写到这里,笔者仿佛听到了人们的追问:要使南方科大真正大起来,先行者究竟需要怎样的体制安排?阐释如此复杂的问题,显然并非一篇小文所能胜任,我在这里只想谈谈西方大学实行的理事会制度。为了既维系学校与社会的联系,又保证大学的自治,现代大学普遍设立了理事会。理事会的成员来自于对大学有所贡献的跨界人士(校内和校外),其存在本身就具有民主、参与、分权的性质,可以让大学不受单一社会力量的控制。令人欣喜的是,南方科大将以理事会为最高决策机构,要朝着分权、独立、多元的方向发展。然而,根据朱清时校长的说法,“由政府代表、人大代表、社会贤达人士、学校领导、教授代表、学生代表、校友代”表组成的南方科大理事会依然要“由深圳市政府任命”, 理事会主席则“由市长兼任”。
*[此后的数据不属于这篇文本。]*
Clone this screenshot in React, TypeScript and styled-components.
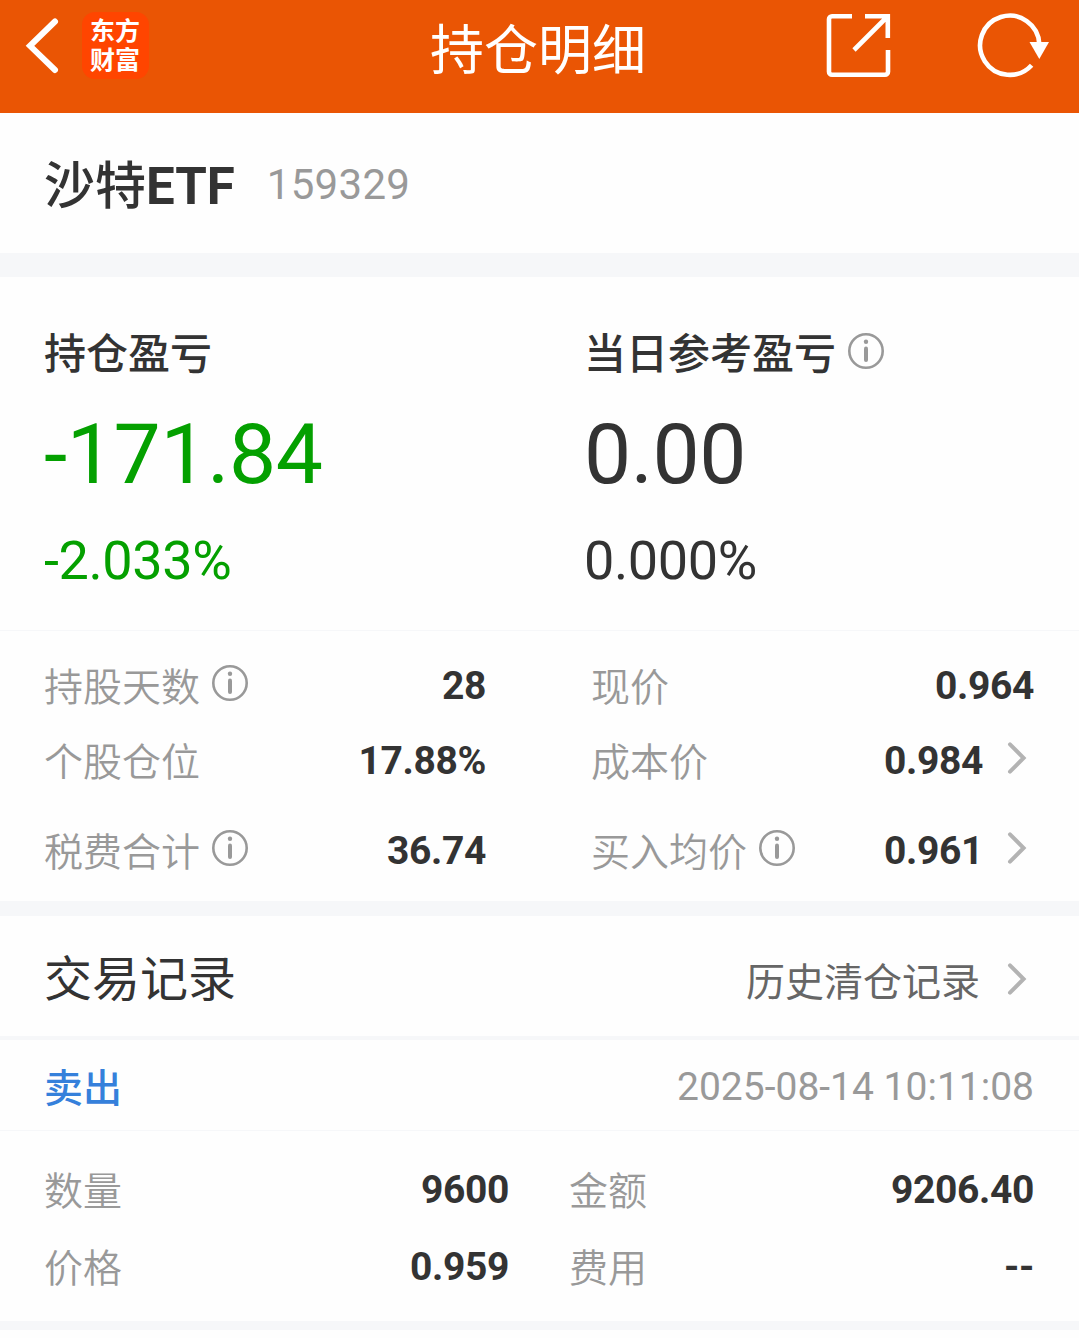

这种政府主导的理事会模式显然难以保证大学朝着自治的方向发展。即使在具有自治传统的西方,“政治统治权”也曾损害大学的独立性,更何况在自治传统孱弱的中国呢?可以预见,政府主导的理事会模式与学术自由之间的矛盾会逐渐显现出来。要破解这个难题,南方科大恐怕必须改变由政府机构独自提供资金支撑的办学模式,建立由其他出资人参与的独立理事会,逐步过渡到由独立董事会全权决策的现代大学模式。
大学是自治的联合体。只有实现个体(教师和学生)、学院(或研究所)、大学三个层面的自治,南方科大才能真正大起来,而这需要相关制度安排的全面创新。从这个角度看,南方科大能否展示中国大学大起来的前景,还取决于各种复杂的博弈。它所考验的绝不仅仅是一个校长的智商。